Created as a natural syntactic extension on collection literals:

c#
List<int> list = [1, 2, 3];
Dictionary<string, int> nameToAge = ["Dustin": 42, "Cyrus": 43];

Syntax picked for two reasons:

  1. Very brief. A core goal of this feature is to prevent excessive syntax for simple ideas.
  2. Very familiar to many languages that use colon here (JS, Python, Swift, Dart, Go, etc.). Want to put best foot forward.

Downsides: 3. Does introduce syntactic ambiguity

csharp
Dictionary<K, V> d = [a ? [b] : c]; // [a ? ([b]) : c)] or [(a ? [b]) : c]?

WG feeling is that this ambiguity though would be extremely rare to hit. Picking 'expression' here (not k:v) seems totally fine. If you do want K:V, parenthesize the key.

Spreading is also supported for dictionaries, allowing for nice things like:

c#
Dictionary<string, int> nameToAge = ["Dustin": 42, "Cyrus": 43];
Dictionary<string, int> newNameToAge = [.. nameToAge, "Mads": 25];

Dictionaries (without 'Construct' methods) are rewritten as:

cs
Dictionary<string, int> nameToAge = ["Dustin": 42, "Cyrus": 43]; // rewritten as:

Dictionary<string, int> nameToAge = new Dictionary<string, int>(capacity: 2);
nameToAge["Dustin"] = 42;
nameToAge["Cyrus"] = 43;
    
// But it could have been (throw vs update semantics):
nameToAge.Add("Dustin", 42);
nameToAge.Add("Cyrus", 43);

Open Questions:

  1. Does LDM agree with supporting dictionary literals for C#12?
  2. When target-typed to interface, do we guarantee a particular concrete type?
  3. Does dictionary creation use update or add semantics? (Are duplicate keys allowed?)
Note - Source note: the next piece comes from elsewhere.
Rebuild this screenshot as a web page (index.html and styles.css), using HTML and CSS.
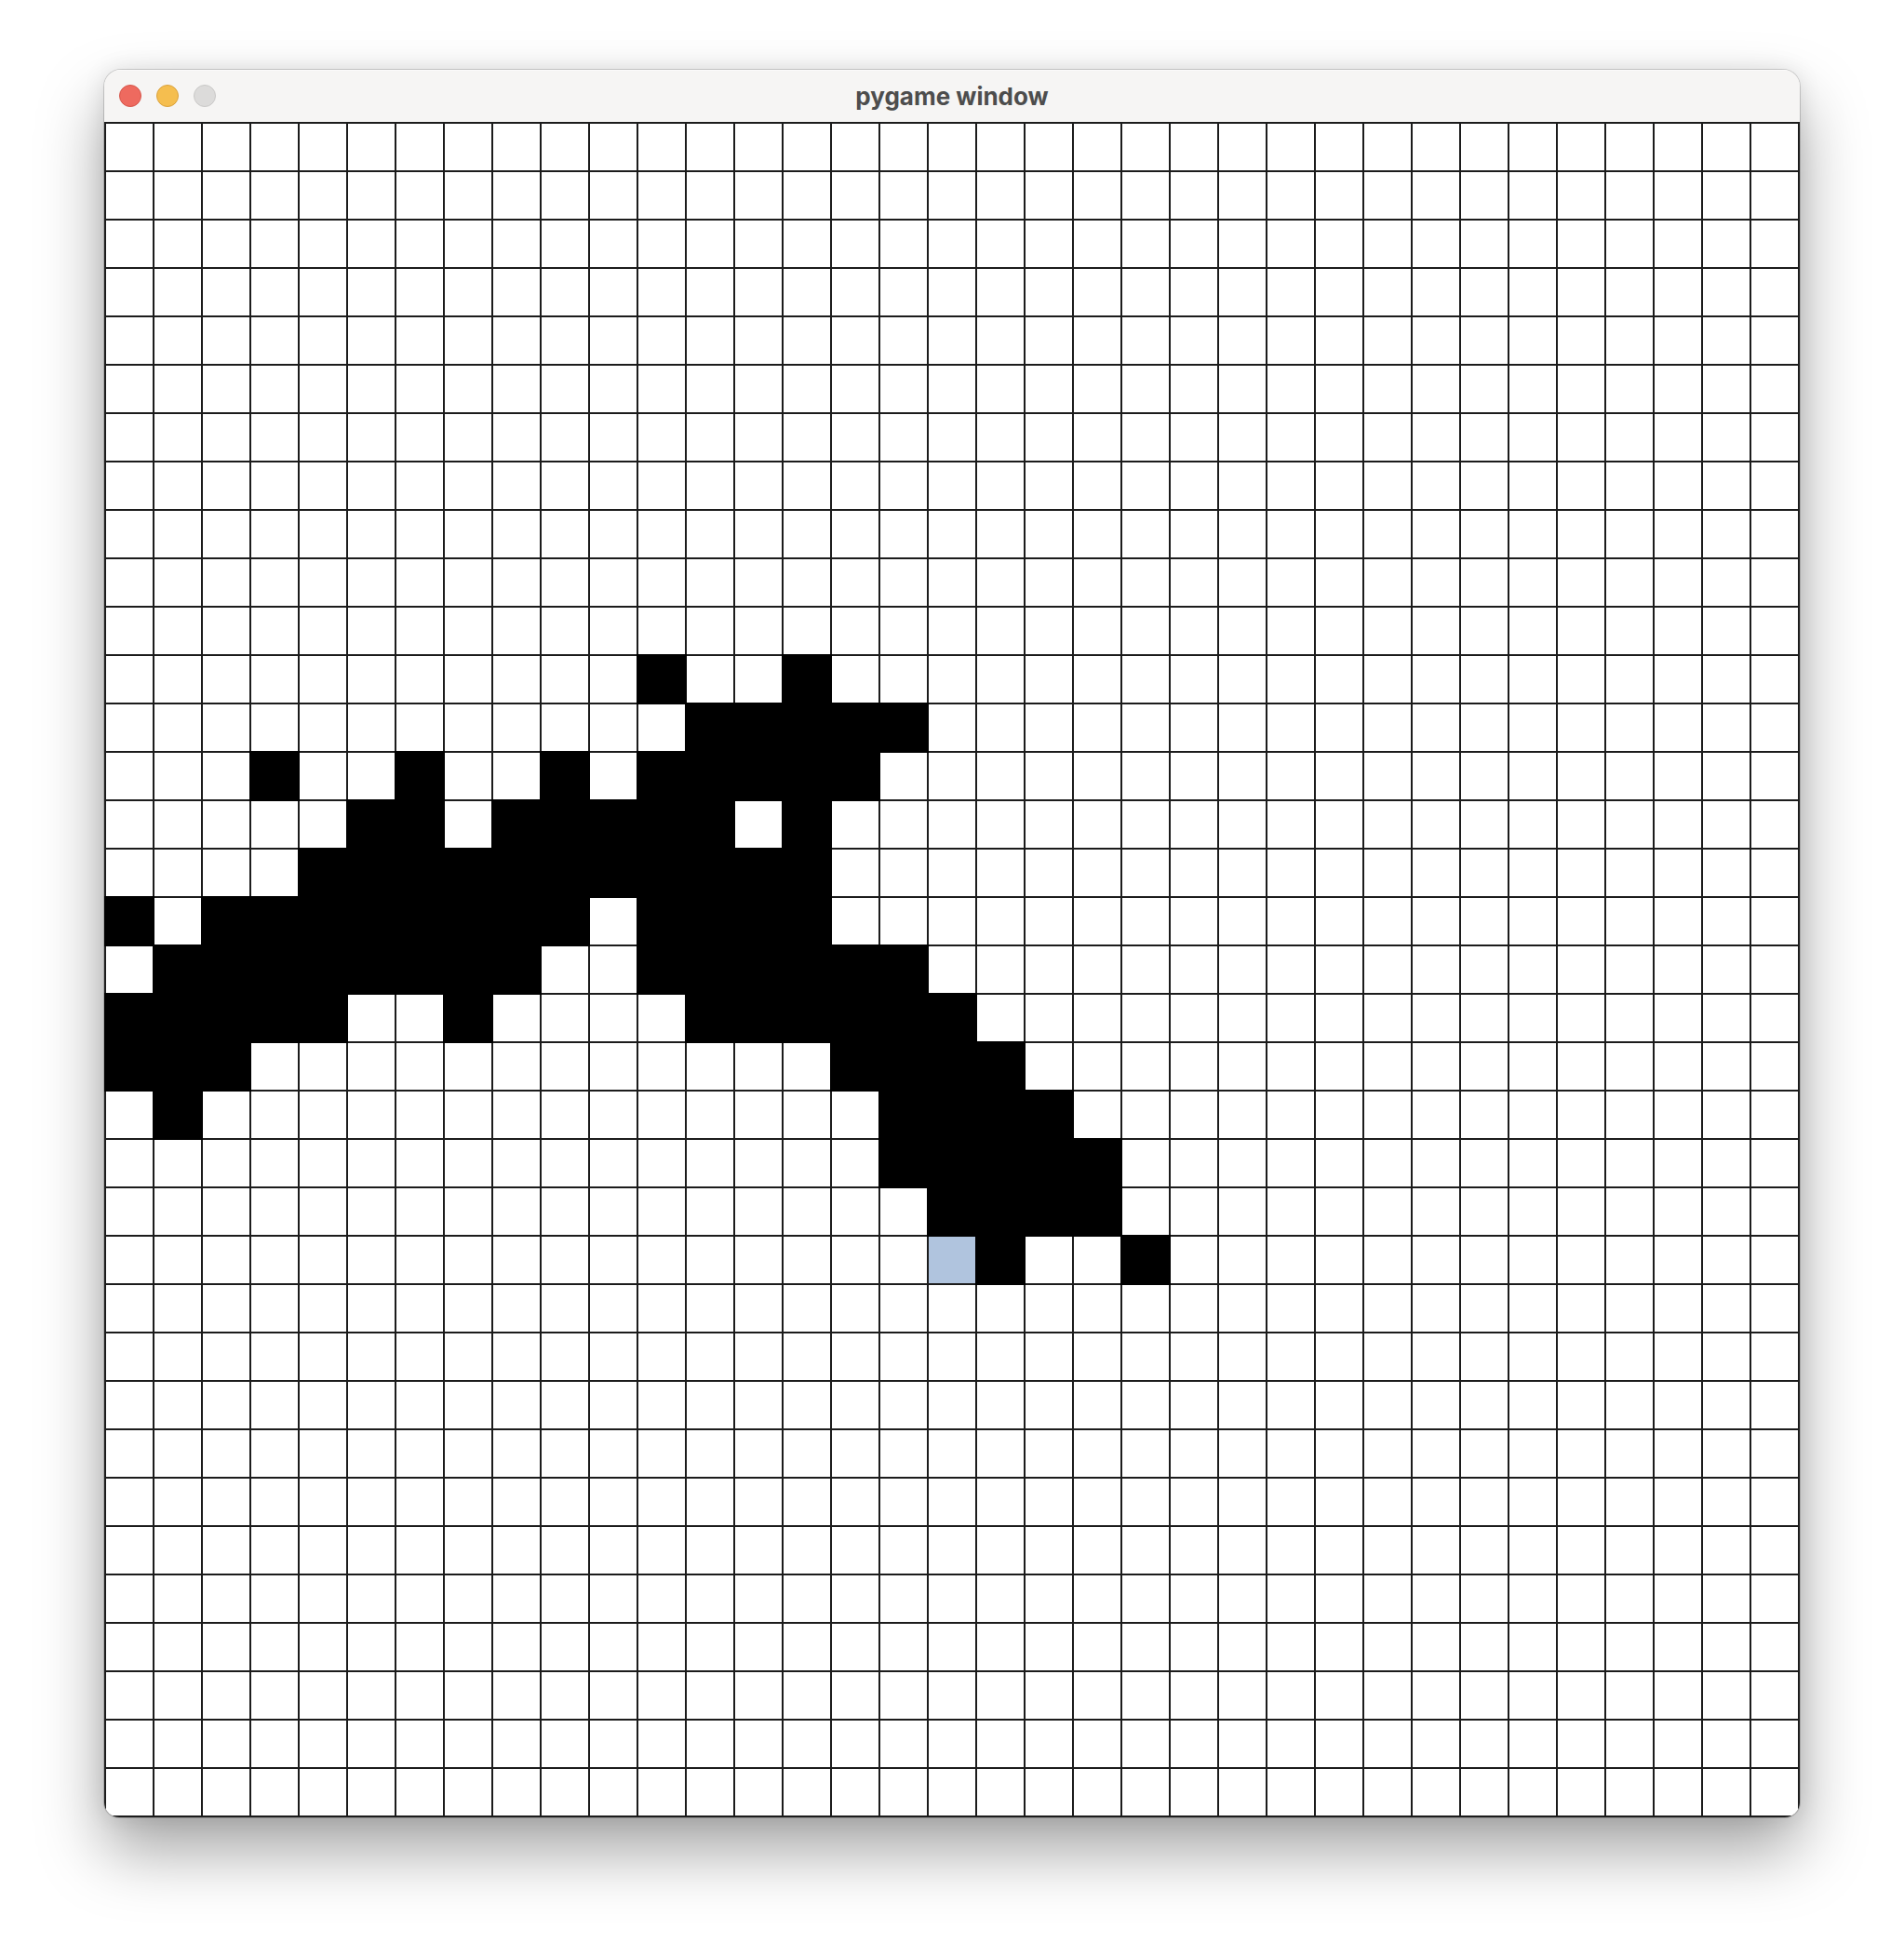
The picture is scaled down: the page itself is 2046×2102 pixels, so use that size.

Consider the CollectionsMarshal.CreateRange<TKey, TValue>() factory method above. The BCL already has similar construction methods for dictionaries, either as constructors or static helpers, that take an IEnumerable<KeyValuePair<K, V>>. Those existing methods typically don't allow duplicated keys with distinct values, and this method will probably need to work similarly. In short, the construct method may have add (and throw) semantics.

  1. Allow k:v expression inside a non-dictionary collection literal? e.g.:
c#
List<KeyValuePair<string, int>> pairs = ["Dustin": 42, "Cyrus": 43]; // Is this ok?  Or would we require you say:
    
List<KeyValuePair<string, int>> pairs = [new("Dustin", 42), new("Cyrus", 43)];

Proposal: dictionary_element is supported for non-dictionary collection literals if the element type of the collection is some KeyValuePair<,>.

  1. Allow expression_element and spread_element in dictionary? This requires effectively that constructing dictionaries understands how to incorporate a KVP value from an external source. For example:
c#
KeyValuePair<string, int> GetMads() => new("Mads", 24);
    
Dictionary<string, int> nameToAge = ["Dustin": 42, "Cyrus": 43, GetMads()]; // otherwise, you'd have to write:
    
var mads = GetMads();
Dictionary<string, int> nameToAge = ["Dustin": 42, "Cyrus": 43, mads.Key: mads.Value]; 

Note: supporting spreads for dictionaries strongly implies that this should "just work". But we want LDM to be ok here.

Proposal:

  • expression_element is supported in a dictionary if the element type is some KeyValuePair<,> or dynamic.
  • spread_element is supported in a dictionary if the enumerated element type is some KeyValuePair<,> or dynamic.
  1. Collection literal syntax does not allow for a custom comparer.

Is it sufficient to rely on extension methods such as the following? Will type inference infer TKey, TValue from k:v?

C#
d = ["Alice": 42, "Bob": 43].AsDictionary(comparer);

static class Extensions
{
    public static Dictionary<TKey, TValue> AsDictionary<TKey, TValue>(
        this List<KeyValuePair<TKey, TValue>> list,
        IEqualityComparer<TKey> comparer = null);
}
  1. Syntax ambiguity (shown above)

Spreads

Corresponding 'construction' form of the 'slice' pattern.

C#
if (x is [var start, .. var middle, var end]) // pattern form:
    
List<string> values = ["start", .. middle, "end"]; // translates to potentially:
    
List<string> values = new List<string>(capacityIfKnown);
values.Add("start");
values.AddRange(middle);
values.Add("end");
    
// or potentially:
    
List<string> values = new List<string>(capacityIfKnown);
values.Add(start);
foreach (var v in middle)
    values.Add(v);
values.Add(end);
  1. Should we use AddRange if available? What if it boxes? We could leave it underspecified and utilized compiler heuristics. Fits into the overall discussion of the presumption that "construction" semantics are well-behaved (like pattern matching semantics).

Pros: This will commonly be quite fast for many collections passed to AddRange. AddRange often uses TryGetNonEnumeratedCount and CopyTo to update internal capacity, and then write directly into it.

Cons: There are definitely cases where this will allocate more than direct foreach (for example, if the AddRange impl cannot use CopyTo, and must instead create a heap allocated IEnumerator). This will box in the case where 'middle' is a struct. We could detect that and foreach in that case.

  1. Should evaluation of spread elements be lazy? For instance:
C#
static IEnumerable<int> GetIntegers()
{
    for (int i = 0; ; i++)
        yield return i;
}

IEnumerable<int> e = [..GetIntegers()];
int first = e.First();